In his opening of the case, Mr Tucker said: "It is our case that despite the healthy salaries which she and her husband enjoyed as senior police officers, Mrs Brookes - for reasons which may remain a mystery - expended an extraordinary amount of effort and her own time devising various scams, principally targeted against high street retailers.

"To compound matters, we say that on occasion she exploited her status as a police officer in order to inspire trust in individuals she meant to deceive."

Mr Tucker explained that one of Brookes's main targets was The White Company. He said that she would buy items such as Poitier cotton sheets or a cashmere satin-edge blanket from the chain's outlet store in Bicester, Oxfordshire, at a discount rate.

She would then falsify a bank statement on her computer showing that the full price for the product had been paid and return it to another branch of the store and fraudulently reclaim the difference in price. She would tell shop staff that the items had been bought by "an extravagant great aunt".

Mr Tucker continued: "Mrs Brookes would often be wearing her police ID on a lanyard round her neck - this was irregular, and the prosecution say it was a ploy by Mrs Brookes to capitalise on the trust people tend to place in police officers."

He also described how she fraudulently gained a £6,000 discount from a luxury holiday for her family by falsely claiming that she was a counter-terrorism officer at Gatwick Airport.

The deceit was in order to claim a discount given to people connected with the travel industry from specialist holiday firm Caribbean Unpackaged for the £10,000 trip to Buccament Bay on St Vincent.

Mr Tucker said that Brookes even sent an email to the company saying they could not pass on her details because her identity was a secret because of the nature of the role.

Mr Tucker added that as she returned from this holiday, Brookes also falsely claimed for a damaged Buggaboo buggy worth £849 and a Maclaren buggy worth £195 from British Airways by providing a forged proof of purchase from John Lewis.

She had made a similar false claim against Monarch airlines for a £491 pushchair she alleged had been damaged on a return flight from Tenerife in May 2009.

In another "scam" outlined by the prosecution, Brookes offered to organise a stall selling Micro Scooters at her son's nursery.

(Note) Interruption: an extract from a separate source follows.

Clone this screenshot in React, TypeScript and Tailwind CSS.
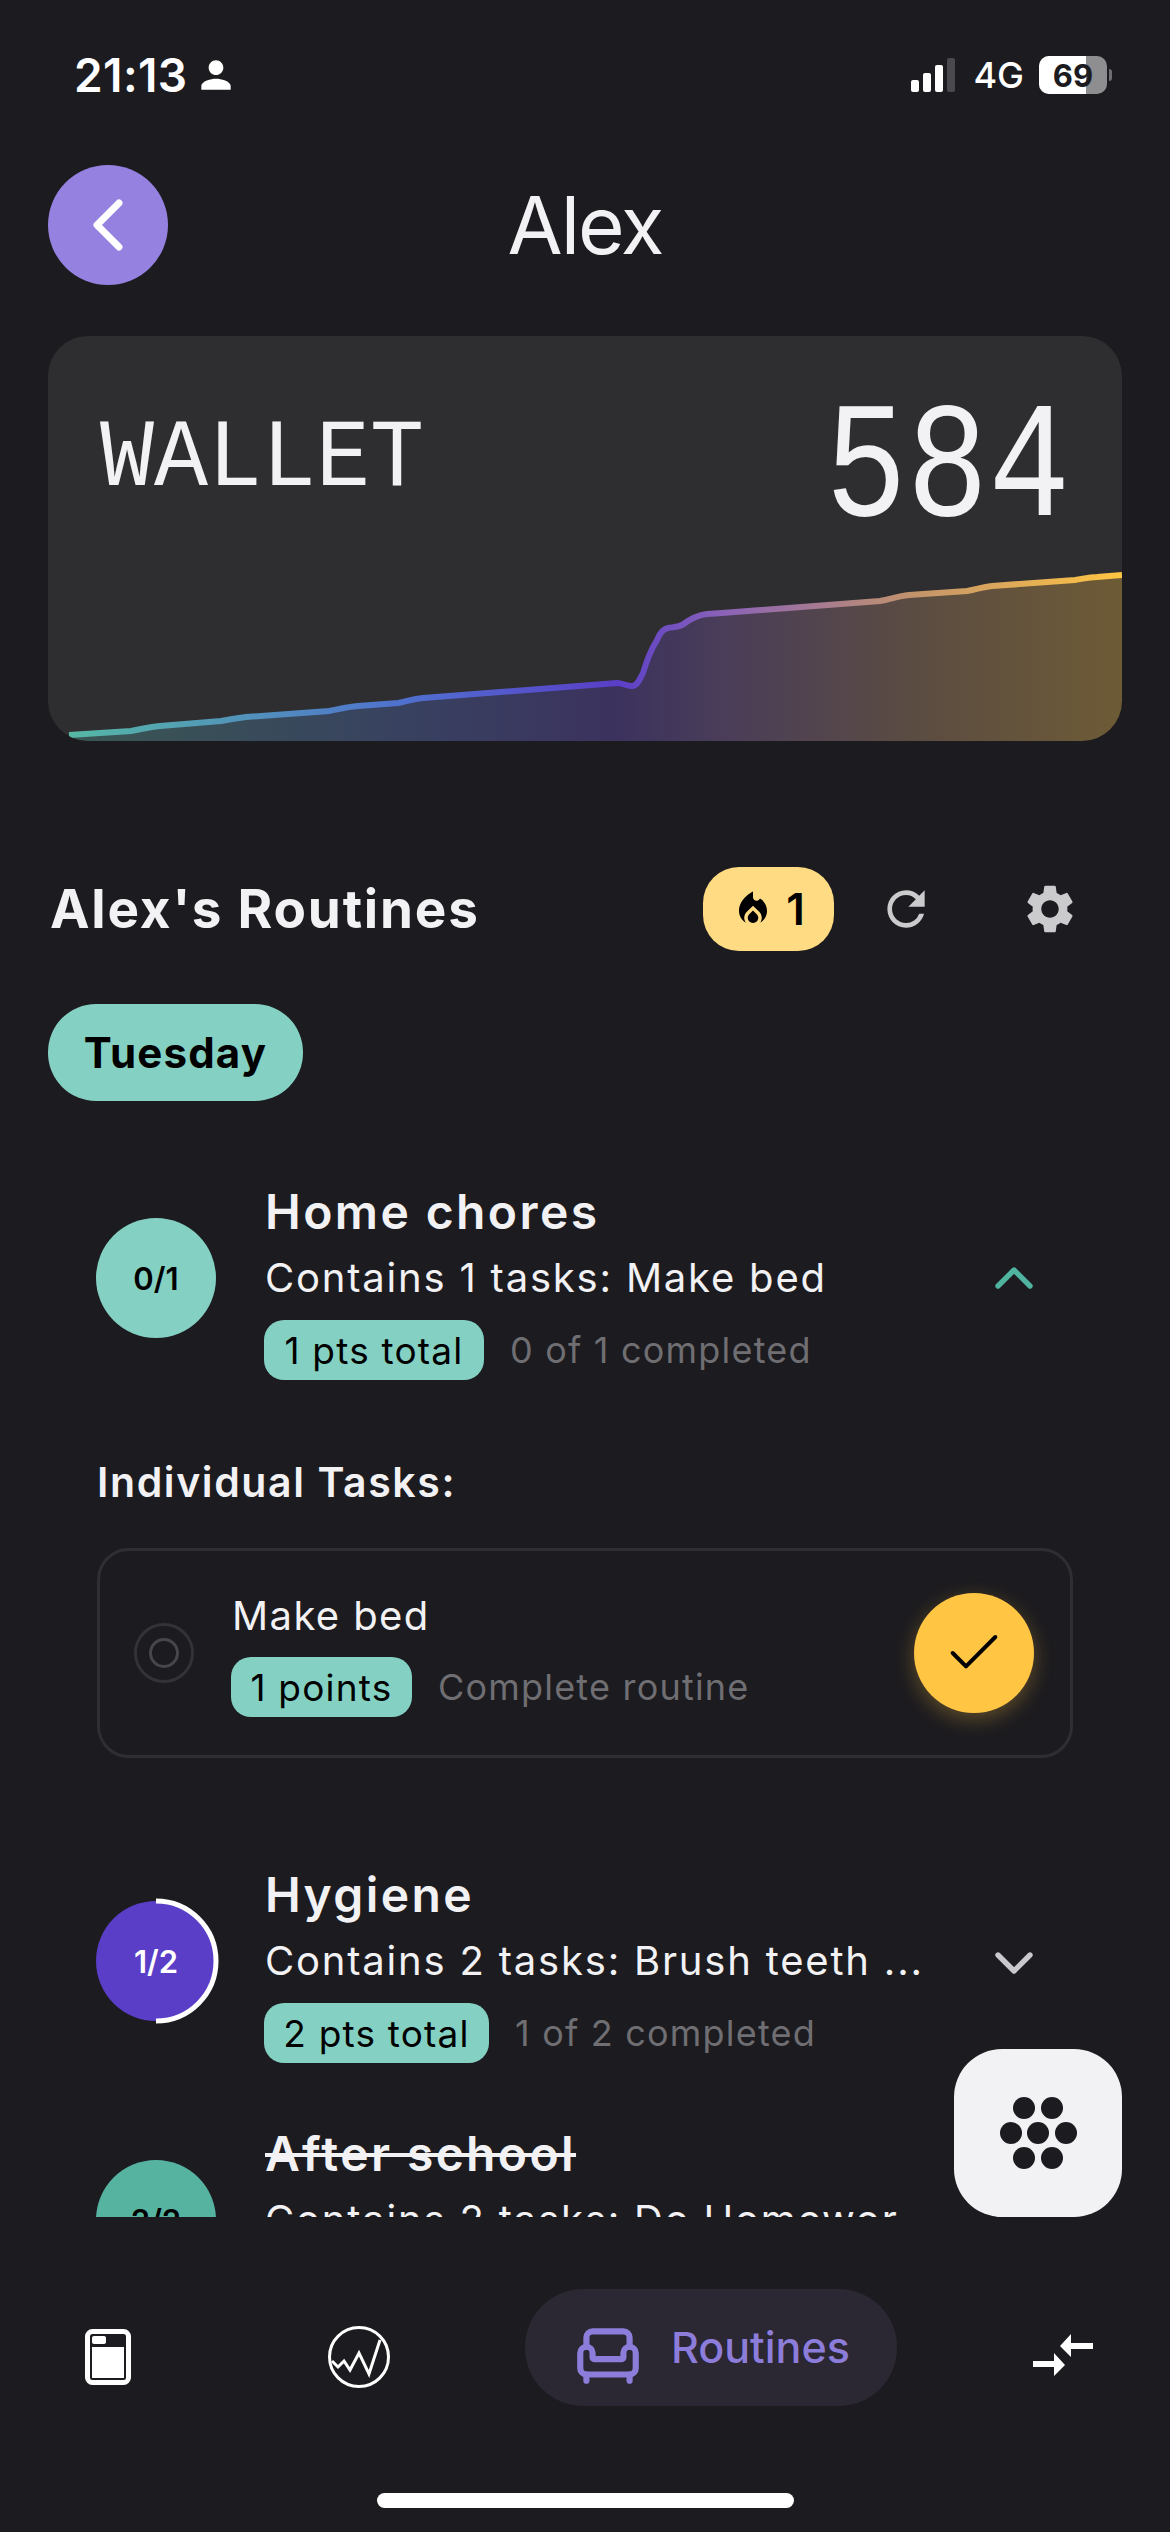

Mr Tucker said that despite the fact that the parent-teacher association decided to decline her suggestion, Brookes went ahead anyway and when she received the two promotional scooters offered by the manufacturer, she returned them to the Kingston branch of John Lewis and exchanged them for vouchers and a different Micro Scooter.

Mr Tucker described another fraud which involved Brookes buying products such as Sculptinex facial treatments, Clearblue fertility monitors and Medela breast pumps in bulk and at discount on eBay and returning them to Boots to claim the difference in price.

She also bought forged discount vouchers for products such as Lurpak butter on the internet and used them to buy products at reduced price in stores such as Waitrose, Mr Tucker said.

Anton Allera, senior district crown prosecutor for the Crown Prosecution Service, said: "One of the aggravating features in respect of some of her offending was that the defendant on occasions referred to the fact she was a serving police officer or wore her identification lanyard at the time of the transactions.

"This can only be described as a gross breach of trust given her position at the time as a chief inspector.

"A second trial involving a series of additional dishonesty offences was due to begin trial on the March 2014. However, the defendant entered guilty pleas to further eight offences of fraud.

"This represented incidents including the defendant making representations that she was employed as a counter-terrorism police officer at Gatwick Airport in order to secure a discounted rate for a luxury family holiday. Other incidents included making false documentation to support fraudulent claims for damaged luggage.

"The public expects that police officers act with integrity. The successful prosecution of this defendant demonstrates that no-one is above the law."